L’ancrage territorial forge l’identité artistique de ces rappeurs. Le département devient un personnage à part entière dans leurs œuvres, transcendant le simple décor pour devenir source d’inspiration créative. Cette revendication géographique, symbolisée par l’usage récurrent du « 93 » dans les noms d’artistes et titres de morceaux, crée une cohésion esthétique unique en France.
L’influence du graffiti et de la culture hip-hop globale imprègne profondément cette scène musicale. Les connexions historiques entre rappeurs et graffeurs, illustrées par l’alliance originelle entre NTM et le collectif 93MC, maintiennent cette interdisciplinarité artistique. Cette filiation explique la richesse visuelle et l’attention portée à l’esthétique globale des projets musicaux issus du département.
L’impact culturel et commercial du 93 dans le rap français
L’influence de la Seine-Saint-Denis sur l’industrie musicale française dépasse largement ses frontières géographiques. En 2022, le rap représente 45% des dix mille morceaux les plus écoutés sur les plateformes de streaming en France.

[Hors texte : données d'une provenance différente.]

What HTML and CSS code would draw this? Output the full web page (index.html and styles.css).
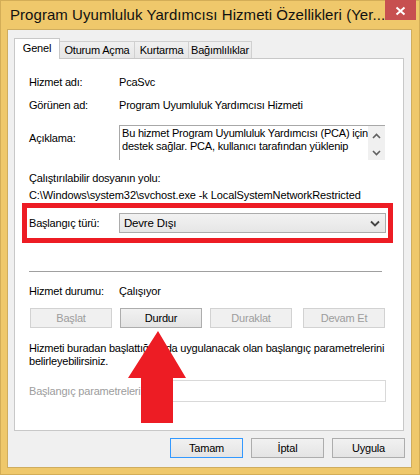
FILE: index.html
```html
<!DOCTYPE html>
<html lang="tr">
<head>
<meta charset="utf-8">
<title>Program Uyumluluk Yardımcısı Hizmeti Özellikleri</title>
<link rel="stylesheet" href="styles.css">
</head>
<body>
<div class="window">
  <div class="titlebar">
    <span class="title">Program Uyumluluk Yardımcısı Hizmeti Özellikleri (Yer...</span>
    <div class="close">
      <svg width="31" height="20" viewBox="0 0 31 20"><path d="M11.5 7.5 L19.5 14.5 M19.5 7.5 L11.5 14.5" stroke="#fff" stroke-width="2" fill="none"/></svg>
    </div>
  </div>
  <div class="client">
    <div class="tabs">
      <div class="tab active">Genel</div>
      <div class="tab t2">Oturum Açma</div>
      <div class="tab t3">Kurtarma</div>
      <div class="tab t4">Bağımlılıklar</div>
    </div>
    <div class="panel">
      <div class="row r1"><span class="label">Hizmet adı:</span><span>PcaSvc</span></div>
      <div class="row r2"><span class="label">Görünen ad:</span><span>Program Uyumluluk Yardımcısı Hizmeti</span></div>
      <div class="desc-row">
        <span class="label desc-label">Açıklama:</span>
        <div class="textarea">
          <div class="ta-text">Bu hizmet Program Uyumluluk Yardımcısı (PCA) için<br>destek sağlar. PCA, kullanıcı tarafından yüklenip</div>
          <div class="scroll">
            <svg width="17" height="34" viewBox="0 0 17 34"><path d="M5 12 L8.5 8.5 L12 12" stroke="#606060" stroke-width="1.6" fill="none"/><path d="M5 25 L8.5 28.5 L12 25" stroke="#606060" stroke-width="1.6" fill="none"/></svg>
          </div>
        </div>
      </div>
      <div class="line l1">Çalıştırılabilir dosyanın yolu:</div>
      <div class="line path">C:\Windows\system32\svchost.exe -k LocalSystemNetworkRestricted</div>
      <div class="redbox">
        <span class="label">Başlangıç türü:</span>
        <div class="combo"><span>Devre Dışı</span>
          <svg width="10" height="7" viewBox="0 0 10 7"><path d="M1 1.5 L5 5.5 L9 1.5" stroke="#444" stroke-width="1.8" fill="none"/></svg>
        </div>
      </div>
      <div class="sep"></div>
      <div class="row r3"><span class="label">Hizmet durumu:</span><span>Çalışıyor</span></div>
      <div class="btnrow">
        <div class="btn disabled">Başlat</div>
        <div class="btn">Durdur</div>
        <div class="btn disabled">Duraklat</div>
        <div class="btn disabled last">Devam Et</div>
      </div>
      <p class="para">Hizmeti buradan başlattığınızda uygulanacak olan başlangıç parametrelerini<br>belirleyebilirsiniz.</p>
      <div class="paramrow">
        <span class="plabel">Başlangıç parametreleri:</span>
        <div class="pinput"></div>
      </div>
    </div>
    <div class="footer">
      <div class="fbtn default">Tamam</div>
      <div class="fbtn">İptal</div>
      <div class="fbtn">Uygula</div>
    </div>
  </div>
  <svg class="arrow" width="62" height="96" viewBox="0 0 62 96">
    <polygon points="32,2 60,49 47,49 47,94 15,94 15,49 2,49" fill="#ed1c24"/>
  </svg>
</div>
</body>
</html>
```
FILE: styles.css
```css
* { box-sizing: border-box; }
body {
  margin: 0;
  font-family: "Segoe UI", "Liberation Sans", Arial, sans-serif;
  font-size: 11px;
  letter-spacing: -0.2px;
  color: #000;
}
.window {
  position: relative;
  width: 420px;
  height: 475px;
  background: #efc86b;
  box-shadow: inset 0 0 0 1px #d3ad57;
}
.titlebar {
  display: flex;
  height: 29px;
}
.title {
  padding-left: 10px;
  font-size: 15px;
  line-height: 30px;
  letter-spacing: 0.05px;
  white-space: nowrap;
  color: #111;
}
.close {
  margin-left: auto;
  margin-right: 7px;
  width: 31px;
  height: 20px;
  background: #c75050;
}
.close svg { display: block; }
.client {
  margin-left: 7px;
  width: 405px;
  height: 439px;
  border: 1px solid #cfad5f;
  background: #f0f0f0;
  padding: 8px 6px 0 6px;
}
.tabs {
  display: flex;
  align-items: flex-end;
  height: 20px;
}
.tab {
  height: 17px;
  border: 1px solid #d0d0d0;
  border-bottom: none;
  background: linear-gradient(#f0f0f0, #e6e6e6);
  text-align: center;
  line-height: 16px;
  margin-left: -1px;
  white-space: nowrap;
}
.tab.active {
  position: relative;
  z-index: 1;
  height: 21px;
  margin-bottom: -1px;
  margin-left: 0;
  width: 46px;
  background: #fff;
  line-height: 19px;
  border-color: #c8c8c8;
}
.t2 { width: 76px; }
.t3 { width: 55px; }
.t4 { width: 64px; }
.panel {
  width: 390px;
  height: 373px;
  border: 1px solid #c8c8c8;
  background: #fff;
  padding: 15px 0 0 14px;
}
.row {
  display: flex;
  height: 16px;
  line-height: 16px;
  white-space: nowrap;
}
.label {
  flex: none;
  width: 90px;
}
.r2 { margin-top: 7px; }
.desc-row {
  display: flex;
  margin-top: 12px;
  height: 35px;
}
.desc-label { padding-top: 5px; line-height: 16px; }
.textarea {
  display: flex;
  width: 266px;
  height: 35px;
  border-top: 1px solid #a8a8a8;
  border-left: 1px solid #a8a8a8;
}
.ta-text {
  flex: 1;
  padding: 1px 0 0 2px;
  line-height: 13px;
  white-space: nowrap;
}
.scroll {
  width: 17px;
  background: #f0f0f0;
}
.scroll svg { display: block; }
.line {
  height: 17px;
  line-height: 17px;
  white-space: nowrap;
}
.path { letter-spacing: -0.1px; }
.l1 { margin-top: 10px; }
.redbox {
  display: flex;
  align-items: center;
  margin-top: -1px;
  margin-left: -7px;
  width: 371px;
  height: 40px;
  border: 5px solid #ed1c24;
  padding: 0 2px;
}
.combo {
  display: flex;
  align-items: center;
  justify-content: space-between;
  width: 267px;
  height: 20px;
  border: 1px solid #acacac;
  background: linear-gradient(#f2f2f2, #e6e6e6);
  padding: 0 5px 0 4px;
  font-size: 11.5px;
}
.combo svg { display: block; }
.sep {
  margin-top: 28px;
  width: 353px;
  height: 1px;
  background: #a0a0a0;
}
.r3 { margin-top: 11px; }
.btnrow {
  display: flex;
  margin-top: 9px;
  margin-left: 1px;
  gap: 8px;
}
.btn {
  width: 82px;
  height: 20px;
  border: 1px solid #adadad;
  background: linear-gradient(#f1f1f1, #e4e4e4);
  text-align: center;
  line-height: 18px;
}
.btn.disabled {
  border-color: #d2d2d2;
  background: #f0f0f0;
  color: #9d9d9d;
}
.btn.last { margin-left: 3px; }
.para {
  margin: 14px 0 0 0;
  line-height: 13px;
  white-space: nowrap;
}
.paramrow {
  display: flex;
  align-items: center;
  margin-top: 12px;
  width: 357px;
  height: 22px;
}
.plabel {
  color: #9d9d9d;
  white-space: nowrap;
}
.pinput {
  margin-left: auto;
  width: 243px;
  height: 22px;
  border: 1px solid #d9d9d9;
  background: #fff;
}
.footer {
  display: flex;
  justify-content: flex-end;
  gap: 8px;
  margin-top: 7px;
}
.fbtn {
  width: 73px;
  height: 20px;
  border: 1px solid #adadad;
  background: linear-gradient(#f1f1f1, #e4e4e4);
  text-align: center;
  line-height: 18px;
}
.fbtn.default {
  border-color: #3399ff;
}
.arrow {
  position: absolute;
  left: 126px;
  top: 329px;
  display: block;
}
```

Cette domination s’appuie largement sur la production artistique du 93, qui fournit une part disproportionnée des succès commerciaux du genre.
Les certifications d’albums témoignent de cette réussite commerciale. Le projet « 93 Empire » de Sofiane illustre parfaitement cette capacité d’attraction : 26 415 équivalent ventes en première semaine, avec une répartition équilibrée entre physique (31%), streaming (61%) et digital. Ces performances démontrent la capacité des artistes du département à toucher tous les segments du marché musical.
L’exportation de cette culture rap spécifique influence désormais d’autres départements français et gagne une reconnaissance internationale. Saint-Denis, berceau historique du mouvement, continue de rayonner comme « l’endroit où la bombe est partie » selon les mots du journaliste Olivier Cachin. Cette influence culturelle transforme un territoire stigmatisé en référence artistique mondiale, inversant les représentations médiatiques traditionnelles.